You could even get some basic statistics like the minimum, the maximum, the average, the 75th percentile data, to get a feel for the spread in the numerical data.
Data Cleansing and transformation
First, you check for null values and see if you can treat them meaningfully. Else you drop that data as it could create problems later on.
This means you drop columns that have a high percentage of null values. For other columns with nulls, based on the data and the meaning of the column, you can impute it using various mechanisms, simples of them being to impute with a 0 or mean or median. There are advanced techniques too that can be employed to impute. Sometimes it may be good to leave them unimputed as you do not intend to skew the data in favour or against a value. You may choose the drop the specific rows, instead.
Coming to the transformations at this stage, it is to ensure your data is transformed to allow for a meaningful exploratory data analysis.
Firstly, you can plot graphs and check for outliers. If there are any, treat them as detailed in my article on treating outliers.

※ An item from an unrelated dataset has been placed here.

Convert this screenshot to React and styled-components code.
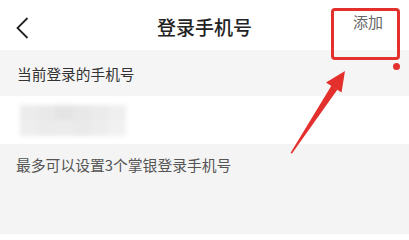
import React from 'react'
import styled, { createGlobalStyle } from 'styled-components'

const GlobalStyle = createGlobalStyle`
  html, body {
    margin: 0;
    padding: 0;
    background: #fff;
  }
  body {
    font-family: "Noto Sans CJK SC", "Noto Sans", sans-serif;
    color: #333;
  }
`

const Screen = styled.div`
  position: relative;
  width: 409px;
  height: 234px;
  overflow: hidden;
  display: flex;
  flex-direction: column;
  background: #f5f5f5;
`

const Header = styled.header`
  height: 50px;
  display: flex;
  align-items: center;
  justify-content: center;
  position: relative;
  background: #fff;
`

const BackButton = styled.button`
  position: absolute;
  left: 14px;
  top: 16px;
  padding: 0;
  border: 0;
  background: none;
  display: flex;
`

const Title = styled.h1`
  margin: 3px 0 0;
  font-size: 19px;
  font-weight: 500;
  color: #222;
`

const AddLink = styled.span`
  position: absolute;
  right: 26px;
  top: 11px;
  font-size: 15px;
  color: #666;
`

const SectionLabel = styled.div`
  height: 46px;
  display: flex;
  align-items: center;
  padding-left: 17px;
  font-size: 14.7px;
  color: #333;
  background: #f5f5f5;
`

const PhoneRow = styled.div`
  height: 48px;
  display: flex;
  align-items: center;
  padding-left: 20px;
  background: #fff;
`

const Blurred = styled.div`
  width: 106px;
  height: 31px;
  display: grid;
  grid-template-columns: repeat(6, 1fr);
  grid-template-rows: repeat(2, 1fr);
  filter: blur(2px);
`

const Tile = styled.span`
  background: ${(p) => p.$tone};
`

const Footer = styled.div`
  flex: 1;
  padding: 10px 0 0 16px;
  font-size: 14.8px;
  color: #555;
  background: #f4f4f4;
`

const Overlay = styled.svg`
  position: absolute;
  left: 0;
  top: 0;
  pointer-events: none;
`

const Highlight = styled.div`
  position: absolute;
  left: 331px;
  top: 8px;
  width: 63px;
  height: 46px;
  border: 3px solid #e3302d;
  border-radius: 4px;
`

const Dot = styled.div`
  position: absolute;
  left: 393px;
  top: 63px;
  width: 7px;
  height: 7px;
  border-radius: 50%;
  background: #e3302d;
`

const tones = [
  '#ececec', '#e9e9e9', '#e4e4e4', '#e8e8e8', '#ebebeb', '#efefef',
  '#eeeeee', '#ebebeb', '#ececec', '#eaeaea', '#ededed', '#f1f1f1',
]

export default function App() {
  return (
    <>
      <GlobalStyle />
      <Screen>
        <Header>
          <BackButton type="button">
            <svg width="16" height="24" viewBox="0 0 16 24">
              <path d="M13.5 2 L3.5 12 L13.5 22" fill="none" stroke="#222" strokeWidth="1.8" />
            </svg>
          </BackButton>
          <Title>登录手机号</Title>
          <AddLink>添加</AddLink>
        </Header>
        <SectionLabel>当前登录的手机号</SectionLabel>
        <PhoneRow>
          <Blurred>
            {tones.map((t, i) => (
              <Tile key={i} $tone={t} />
            ))}
          </Blurred>
        </PhoneRow>
        <Footer>最多可以设置3个掌银登录手机号</Footer>

        <Highlight />
        <Dot />
        <Overlay width="409" height="234" viewBox="0 0 409 234">
          <polygon points="290.5,153 292,153.5 337.5,89.5 331.5,85.5" fill="#e3302d" />
          <polygon points="345,71 326,82.5 341.5,92.5" fill="#e3302d" />
        </Overlay>
      </Screen>
    </>
  )
}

You may choose to create new variables through binning or through derivations from existing variables.
You can also transform categorical variables into numerical through techniques like one-hot encoding or label encoding
Now you are ready to start Exploratory Data Analysis
Exploratory Data Analysis
This is a very important step. Here is when you really get more familiar with your data through data visualization and analysis. You can see patterns and correlations between the predictors and the target variable or between the predictors themselves.
Broadly these are the steps involved in EDA.
Understanding correlation between data
Plotting and visualising the data for any of the above steps
Checking for imbalance in data
You do univariate analysis for categorical variables using bar charts and continuous variables using histograms as shown here:
Univariate analysis - Categorical Variables
Univariate Analysis - Continuous Variables
You could even draw box plots to understand the spread of the data from a different view.
Then you do a Bivariate analysis that analyses the relationship between two variables. It can include heatmaps for correlation analysis, pair plots for continuous-continuous data relationships, box plots for categorical-continuous relationships and bar plots for categorical-categorical relationships as shown here.
Heatmap - Correlation Analysis
Pair Plot: Continuous-Continuous Variables Relationships
Box Plots: Categorical-Continuous variable relationships
Bar Plots: Categorical-Categorical Relationships
You also check for imbalance in the target data so that you can model it through the correct means. At every stage, you draw some interferences about the data on hand.
You can see all of the above steps in detail through data and coding in this git hub repo on Exploratory Data Analysis. Sometimes the above steps may be slightly iterative.
Next, you start preparing the data for the model
If you have multi-level categorical variables, you create dummy variables to make them numerical columns.
You also need to scale numerical features. Typically, you scale features after splitting your data into train and test data so that there is no leakage of information from the test data into the scaling process. The various scaling techniques have already been discussed.
If you have a huge number of features, you could also go through feature selection through various techniques discussed earlier in Feature Selection Techniques including Recursive Feature Elimination, Manual elimination, Balanced approach and even Principal Component Analysis that I have not discussed so far.
Now that you have selected the features of importance, split the data into train and test sets and further scaled the data, you are finally ready to get into modelling.
Without all of these steps and may be more, if we do modelling, it would be the case of garbage in, garbage out. You may get very unstable models or actually run into errors thrown up by libraries as certian assumptions are violated.
The above process is often iterative in nature and goes on improving the data and the knowledge and insights from the data as you go through the same. It is only after this that you can start using the modelling techniques provided by various libraries and derive the benefits from the same.
It is often said that a data scientist spends a majority of his/her time on these steps more than in modelling itself. Without knowing any of the above, it would be futile to just learn modelling using libraries.